# 08. Excellent Dataset Engineering

## Objective
Create an enhanced dataset with additional lag-based features to help the model achieve the "Excellent (A-grade)" metrics:
- Accuracy > 70%
- ROC-AUC > 0.75
- Macro F1 > 0.70
- Improving class F1 > 0.50

## Approach
1. Add lagged versions of key targets and ratios (1-year lag).
2. Engineer persistence-aware features (did trajectory change?).
3. Include rolling statistics capturing trend persistence.
4. Save new dataset `trajectory_ml_ready_excellent.csv`.


In [None]:
import pandas as pd
import numpy as np

pd.set_option('display.max_columns', None)
pd.set_option('display.max_rows', 100)

print("✅ Libraries imported")


## 1. Load Base Dataset


In [None]:
base_path = '../today/trajectory_ml_ready_advanced.csv'
df = pd.read_csv(base_path)

print(f"Dataset Shape: {df.shape}")
print(f"Years: {df['Year'].min()} - {df['Year'].max()}")
print(f"Institutions: {df['UNITID'].nunique()}")

df.head()


## 2. Add Lag-Based Features


In [None]:
df = df.sort_values(['UNITID', 'Year']).reset_index(drop=True)
grouped = df.groupby('UNITID')

lag_columns = [
    'Target_Label', 'Efficiency_Mean_2yr', 'Revenue_Growth_1yr', 'Expense_Growth_1yr',
    'Revenue_CAGR_2yr', 'Expense_CAGR_2yr', 'Revenue_Mean_2yr', 'Expense_Mean_2yr',
    'Grand Total Revenue', 'Grand Total Expenses', 'Revenue_Volatility_2yr', 'Expense_Volatility_2yr',
    'Total_Athletes', 'Mens_Expense_Share', 'Womens_Expense_Share', 'Football_Revenue_Share',
    'Football_Expense_Share', 'Male_Athlete_Share', 'Revenue_Per_Athlete', 'Expense_Per_Athlete'
]

for col in lag_columns:
    df[f'Lag1_{col}'] = grouped[col].shift(1)

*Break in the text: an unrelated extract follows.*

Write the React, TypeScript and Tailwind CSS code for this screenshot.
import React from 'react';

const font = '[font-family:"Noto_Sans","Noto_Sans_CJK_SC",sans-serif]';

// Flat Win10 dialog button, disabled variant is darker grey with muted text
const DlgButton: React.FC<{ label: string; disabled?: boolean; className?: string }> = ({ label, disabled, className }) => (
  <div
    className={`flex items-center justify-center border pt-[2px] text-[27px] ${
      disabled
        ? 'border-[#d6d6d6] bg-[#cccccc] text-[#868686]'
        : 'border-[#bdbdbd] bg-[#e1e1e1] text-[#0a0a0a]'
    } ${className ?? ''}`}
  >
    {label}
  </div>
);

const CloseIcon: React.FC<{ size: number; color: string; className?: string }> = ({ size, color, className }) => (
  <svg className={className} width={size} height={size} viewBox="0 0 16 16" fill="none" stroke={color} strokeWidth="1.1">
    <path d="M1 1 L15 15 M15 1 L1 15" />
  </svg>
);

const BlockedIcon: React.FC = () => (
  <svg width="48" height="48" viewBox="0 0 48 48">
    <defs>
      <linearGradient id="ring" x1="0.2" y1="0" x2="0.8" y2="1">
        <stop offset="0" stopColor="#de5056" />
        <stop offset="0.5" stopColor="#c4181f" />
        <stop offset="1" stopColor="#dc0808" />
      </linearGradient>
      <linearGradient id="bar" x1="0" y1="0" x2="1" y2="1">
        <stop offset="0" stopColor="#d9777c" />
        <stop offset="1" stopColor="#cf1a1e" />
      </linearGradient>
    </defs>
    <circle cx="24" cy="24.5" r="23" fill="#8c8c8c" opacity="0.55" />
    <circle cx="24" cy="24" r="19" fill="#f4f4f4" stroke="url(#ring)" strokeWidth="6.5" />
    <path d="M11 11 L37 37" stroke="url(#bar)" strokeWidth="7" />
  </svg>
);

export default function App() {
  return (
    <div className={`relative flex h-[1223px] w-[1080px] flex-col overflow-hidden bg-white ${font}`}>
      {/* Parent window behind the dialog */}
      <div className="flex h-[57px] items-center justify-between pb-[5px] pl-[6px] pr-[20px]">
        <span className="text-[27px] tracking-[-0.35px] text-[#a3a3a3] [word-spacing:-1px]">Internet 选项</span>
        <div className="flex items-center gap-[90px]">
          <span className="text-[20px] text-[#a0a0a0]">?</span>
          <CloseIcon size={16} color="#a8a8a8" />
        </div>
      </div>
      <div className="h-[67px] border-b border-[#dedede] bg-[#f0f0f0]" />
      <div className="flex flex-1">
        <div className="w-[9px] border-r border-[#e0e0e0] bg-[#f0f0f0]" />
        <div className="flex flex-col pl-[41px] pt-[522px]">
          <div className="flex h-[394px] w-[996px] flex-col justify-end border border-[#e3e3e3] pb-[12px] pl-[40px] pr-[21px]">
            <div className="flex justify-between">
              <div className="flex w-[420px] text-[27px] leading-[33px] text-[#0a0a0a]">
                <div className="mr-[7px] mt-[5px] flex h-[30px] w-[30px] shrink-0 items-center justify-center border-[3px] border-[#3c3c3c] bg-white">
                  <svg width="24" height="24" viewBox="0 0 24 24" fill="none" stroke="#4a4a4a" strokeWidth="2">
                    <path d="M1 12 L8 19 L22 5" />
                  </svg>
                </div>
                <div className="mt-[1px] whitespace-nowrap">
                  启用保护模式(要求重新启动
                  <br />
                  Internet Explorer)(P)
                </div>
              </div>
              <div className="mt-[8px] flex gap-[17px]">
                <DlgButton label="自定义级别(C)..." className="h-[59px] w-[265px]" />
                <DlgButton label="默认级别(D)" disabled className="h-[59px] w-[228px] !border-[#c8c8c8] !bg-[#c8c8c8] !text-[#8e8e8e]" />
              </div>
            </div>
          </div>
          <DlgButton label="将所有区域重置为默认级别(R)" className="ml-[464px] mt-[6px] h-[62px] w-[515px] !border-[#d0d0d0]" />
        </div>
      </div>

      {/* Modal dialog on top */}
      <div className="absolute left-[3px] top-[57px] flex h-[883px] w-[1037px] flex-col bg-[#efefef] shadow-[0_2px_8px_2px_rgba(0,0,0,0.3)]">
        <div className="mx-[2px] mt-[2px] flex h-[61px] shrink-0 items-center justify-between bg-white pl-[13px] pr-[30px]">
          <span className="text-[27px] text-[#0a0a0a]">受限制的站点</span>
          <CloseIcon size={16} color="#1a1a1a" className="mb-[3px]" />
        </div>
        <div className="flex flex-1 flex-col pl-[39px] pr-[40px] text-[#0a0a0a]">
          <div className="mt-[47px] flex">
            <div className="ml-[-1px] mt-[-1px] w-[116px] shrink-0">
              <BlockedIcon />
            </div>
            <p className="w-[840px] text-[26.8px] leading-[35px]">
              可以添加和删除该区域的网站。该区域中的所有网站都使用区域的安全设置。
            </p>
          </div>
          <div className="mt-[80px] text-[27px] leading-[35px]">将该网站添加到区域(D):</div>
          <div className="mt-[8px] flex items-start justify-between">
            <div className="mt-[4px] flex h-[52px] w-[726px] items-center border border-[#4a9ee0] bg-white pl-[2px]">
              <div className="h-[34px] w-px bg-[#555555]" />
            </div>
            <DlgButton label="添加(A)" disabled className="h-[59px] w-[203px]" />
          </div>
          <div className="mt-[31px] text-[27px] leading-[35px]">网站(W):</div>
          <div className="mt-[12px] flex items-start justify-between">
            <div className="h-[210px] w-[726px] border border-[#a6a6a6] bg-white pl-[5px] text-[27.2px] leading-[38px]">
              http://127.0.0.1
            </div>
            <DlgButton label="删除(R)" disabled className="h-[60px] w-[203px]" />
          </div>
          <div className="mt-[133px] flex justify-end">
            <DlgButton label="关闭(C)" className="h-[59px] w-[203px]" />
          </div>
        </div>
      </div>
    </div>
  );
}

# Lagged division (categorical)
df['Lag1_Division'] = grouped['Division'].shift(1)

# Persistence features
df['Lag1_Target_Label'] = df['Lag1_Target_Label'].astype(pd.Int64Dtype())
df['Same_Trajectory_As_Lag'] = (df['Target_Label'] == df['Lag1_Target_Label']).astype(int)
df['Trajectory_Changed'] = 1 - df['Same_Trajectory_As_Lag']

df['Lag1_Target_Declining'] = (df['Lag1_Target_Label'] == 0).astype(int)
df['Lag1_Target_Stable'] = (df['Lag1_Target_Label'] == 1).astype(int)
df['Lag1_Target_Improving'] = (df['Lag1_Target_Label'] == 2).astype(int)

# Efficiency momentum
df['Efficiency_Momentum'] = df['Efficiency_Mean_2yr'] - df['Lag1_Efficiency_Mean_2yr']

df.head()


## 3. Clean & Save Enhanced Dataset


In [None]:
# Drop rows without lag features
df_enhanced = df.dropna(subset=['Lag1_Target_Label']).copy()

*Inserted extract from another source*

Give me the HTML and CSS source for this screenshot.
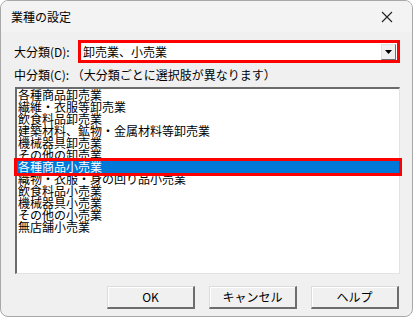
FILE: index.html
```html
<!DOCTYPE html>
<html lang="ja">
<head>
    <meta charset="UTF-8">
    <title>業種の設定</title>
    <link rel="stylesheet" href="styles.css">
</head>
<body>

    <div class="window">
        <div class="titlebar">
            <span class="title">業種の設定</span>
            <svg class="close" width="12" height="12" viewBox="0 0 12 12">
                <path d="M1 1 L11 11 M11 1 L1 11" stroke="#222" stroke-width="1.1" fill="none"/>
            </svg>
        </div>

        <div class="content">
            <div class="row-major">
                <span class="label">大分類(D):</span>
                <div class="combo">
                    <span class="combo-text">卸売業、小売業</span>
                    <span class="combo-btn">
                        <svg width="7" height="4" viewBox="0 0 7 4"><path d="M0 0 H7 L3.5 4 Z" fill="#000"/></svg>
                    </span>
                </div>
            </div>

            <div class="label sub-label">中分類(C): （大分類ごとに選択肢が異なります）</div>

            <ul class="listbox">
                <li>各種商品卸売業</li>
                <li>繊維・衣服等卸売業</li>
                <li>飲食料品卸売業</li>
                <li>建築材料、鉱物・金属材料等卸売業</li>
                <li>機械器具卸売業</li>
                <li>その他の卸売業</li>
                <li class="selected">各種商品小売業</li>
                <li>織物・衣服・身の回り品小売業</li>
                <li>飲食料品小売業</li>
                <li>機械器具小売業</li>
                <li>その他の小売業</li>
                <li>無店舗小売業</li>
            </ul>

            <div class="buttons">
                <button>OK</button>
                <button>キャンセル</button>
                <button>ヘルプ</button>
            </div>
        </div>
    </div>

</body>
</html>
```

FILE: styles.css
```css
body {
    margin: 0;
    background: #ffffff;
    font-family: "Noto Sans CJK JP", "Liberation Sans", sans-serif;
    font-size: 12px;
    color: #000;
}
.window {
    width: 411px;
    height: 315px;
    border: 1px solid #a8a8a8;
    border-radius: 8px;
    background: #f0f0f0;
    overflow: hidden;
}
.titlebar {
    height: 31px;
    display: flex;
    align-items: center;
    justify-content: space-between;
    padding: 0 19px 0 10px;
    background: #f3f3f3;
}
.title { font-size: 12px; line-height: 14px; }
.close { display: block; }

.content { padding: 8px 12px 0 13px; }

.row-major {
    display: flex;
    align-items: center;
    height: 23px;
}
.label { line-height: 14px; white-space: nowrap; }
.row-major .label { width: 64px; }
.combo {
    flex: 1;
    height: 17px;
    border: 3px solid #ff0000;
    background: #fff;
    display: flex;
    align-items: center;
    justify-content: space-between;
    padding-left: 2px;
}
.combo-text { line-height: 14px; }
.combo-btn {
    width: 15px;
    height: 14px;
    margin-right: 1px;
    background: #f0f0f0;
    border-top: 1px solid #e3e3e3;
    border-left: 1px solid #e3e3e3;
    border-right: 1px solid #6d6d6d;
    border-bottom: 1px solid #6d6d6d;
    display: flex;
    align-items: center;
    justify-content: center;
    box-sizing: border-box;
    height: 16px;
}
.combo-btn svg { display: block; }

.sub-label { margin-top: 5px; }

.listbox {
    list-style: none;
    margin: 5px 0 0 1px;
    padding: 0 0 0 0;
    height: 184px;
    background: #fff;
    border-top: 2px solid #6b6b6b;
    border-left: 2px solid #6b6b6b;
    border-right: 1px solid #e3e3e3;
    border-bottom: 1px solid #e3e3e3;
}
.listbox li {
    height: 12px;
    line-height: 12px;
    padding-left: 1px;
    white-space: nowrap;
}
.listbox li.selected {
    background: #0078d7;
    color: #fff;
    outline: 3px solid #ff0000;
}

.buttons {
    display: flex;
    justify-content: flex-end;
    gap: 14px;
    margin-top: 12px;
    padding-right: 1px;
}
button {
    width: 88px;
    height: 23px;
    font-family: "Noto Sans CJK JP", "Liberation Sans", sans-serif;
    font-size: 12px;
    line-height: 14px;
    padding: 0;
    background: #f0f0f0;
    border-top: 1px solid #dcdcdc;
    border-left: 1px solid #dcdcdc;
    border-right: 2px solid #6d6d6d;
    border-bottom: 2px solid #6d6d6d;
    box-shadow: inset 1px 1px 0 #ffffff;
    color: #000;
}
```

df_enhanced['Lag1_Target_Label'] = df_enhanced['Lag1_Target_Label'].astype(int)
df_enhanced['Lag1_Division'] = df_enhanced['Lag1_Division'].fillna(df_enhanced['Division'])

print(f"Original rows: {len(df)}")
print(f"Enhanced rows: {len(df_enhanced)}")

# Save dataset
output_path = '../today/trajectory_ml_ready_excellent.csv'
df_enhanced.to_csv(output_path, index=False)
print(f"✅ Saved enhanced dataset to {output_path}")

df_enhanced.head()


## 4. Summary
- Added 20+ lag-based features, including prior trajectory labels.
- Engineered persistence indicators and efficiency momentum.
- Saved new dataset `trajectory_ml_ready_excellent.csv` for high-performance modeling.